For me, a couple of days in Lincoln is as rewarding and as much of an adventure, as a visit to Prague. In fact the two cities have something in common,  narrow ancient streets climbing up a steep hill to a fortress and a cathedral.  But while Prague has its miraculous concentration of baroque buildings, somehow spared from all the wild destruction of the 20th century, Lincoln has in its cathedral one of the greatest buildings on the planet.
I love the English cathedrals and have spent a rather large part of my spare time visiting all of them and then doing it again, and the only thing which worries me about this is that more of my countrymen do not copy me. There are, it is true, plenty of sights to see abroad, and I have tried to view as many of them as possible. But why do we ignore the astonishing treasures we have here? And why, I might add, do we so foolishly resent paying to see them? How else can they be preserved for the next generation? 
Earthquakes and storms have destroyed much of what used to exist in Lincoln. Decay and sectarian fanatics have destroyed quite a lot more. Even so, the West Front of the cathedral remains one of the most arresting sights in this country. Floodlit at night or catching the evening sun, or sombre in the mist and drizzle, the immense and loving detail, combined with the vastness of the structure, are an example of what architecture can do when it really tries.
This really is frozen music, and I will leave it to each person who sees it to work out which passage of music it most thoroughly represents - something involving trumpets at one stage or another, almost certainly , but also deep and powerful drums as in Purcell's 'Music for the Funeral of Queen Mary'.
For a large part of the west front, now being rather wonderfully repaired, is a frieze of the Last Judgement, to which you may respond with nervous laughter or serious thought, depending on your disposition.
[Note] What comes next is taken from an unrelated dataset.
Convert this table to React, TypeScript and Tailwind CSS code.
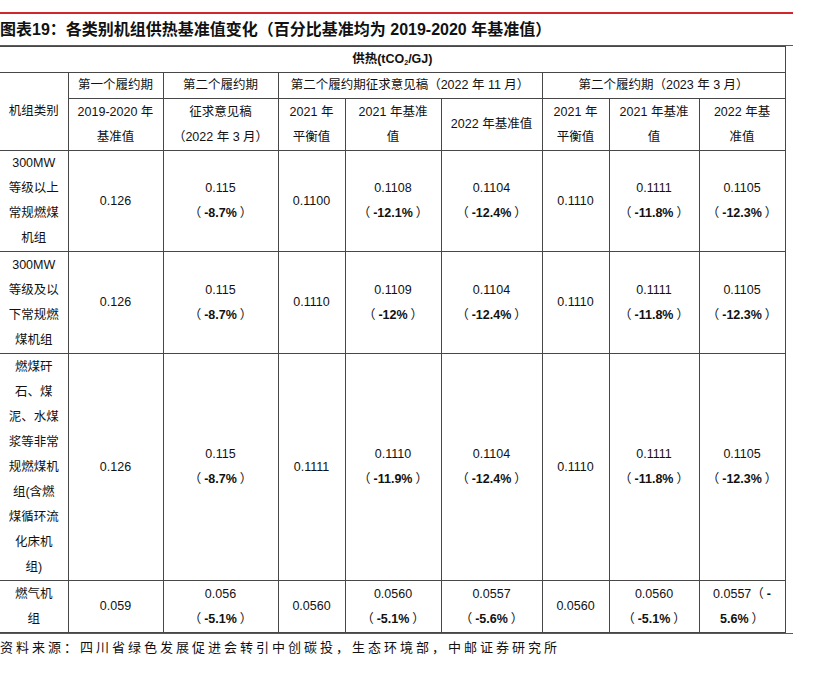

The little depiction of Dives ignoring Lazarus, as the beggar has his sores licked by dogs, is among the earliest parts to be restored, and the sculptor has made a fine job of recreating the style of the long-dead master whose work appears so simple and natural but is of course nothing of the kind. It is easy to look at because it was so hard to carve. 
What are we to make of these things? The same theme is often to be found among the greatest paintings in the greatest art galleries of the world. Do we treat it as a meaningless fairy tale? As a ghost story with no power to touch us ? Or as a real if allegorical warning that what we do here really does matter somewhere else? I prefer the last. The world will end for all of us, not on some hilltop, gathered into a throng by some mountebank preacher, but on the unknown day when we will all die. And then what? We have no idea. 
But pass through the great doors of the Lincoln Minster and see what was done by people who believed that their lives were subject to judgement, as we do not, and wonder if it is quite so easy to dismiss them as ignorant, benighted semi-savages.
What remains of the glass of the two great circular windows at the crossing, the Dean's Eye and the Bishop's Eye, is art of the first class, executed with enormous technical skill. Look at the building itself, inside and out, on a scale, and possessing such grace that it puts to shame almost every British structure of the last century (I except the Anglican cathedral in Liverpool, which is of course a noble effort to maintain this dying tradition). Look at the carving on the great stone choir screen, and see if you can find it in you to scorn the masons who created such lovingly detailed beauty with tools so simple that we would call them crude (if you have time, travel the modest distance to the nearby Southwell Minster and look at the carving there, for further proof that our dim, clumsy, ignorant forebears possessed skills and devotion that we largely lack).  
If our vain and puffed up assessment of ourselves is true, and the past was such a dark age of ignorance and superstition, why did that age of superstition produce art and music so immeasurably better than our own? 
I think we might do well to be rather more modest about our achievements. It is interesting that the modern Britain, of motorways and shopping malls and hypermarkets, largely ignores or sweeps round the old cathedral cities.  In London, people walk past Westminster Abbey without glancing at it, unless they are tourists. The one fully modern city which contains one of these masterpieces is Peterborough, where the Cathedral sits in strange solitude in a city centre that has no organic connection with it at all. 
Could it possibly be that the difference between the two worlds has something to do with the fact that our forebears felt there might be a higher judgement than the one of their fellow-creatures, so easily fooled by public relations and smiling exteriors? Maybe doom has something to be said for it.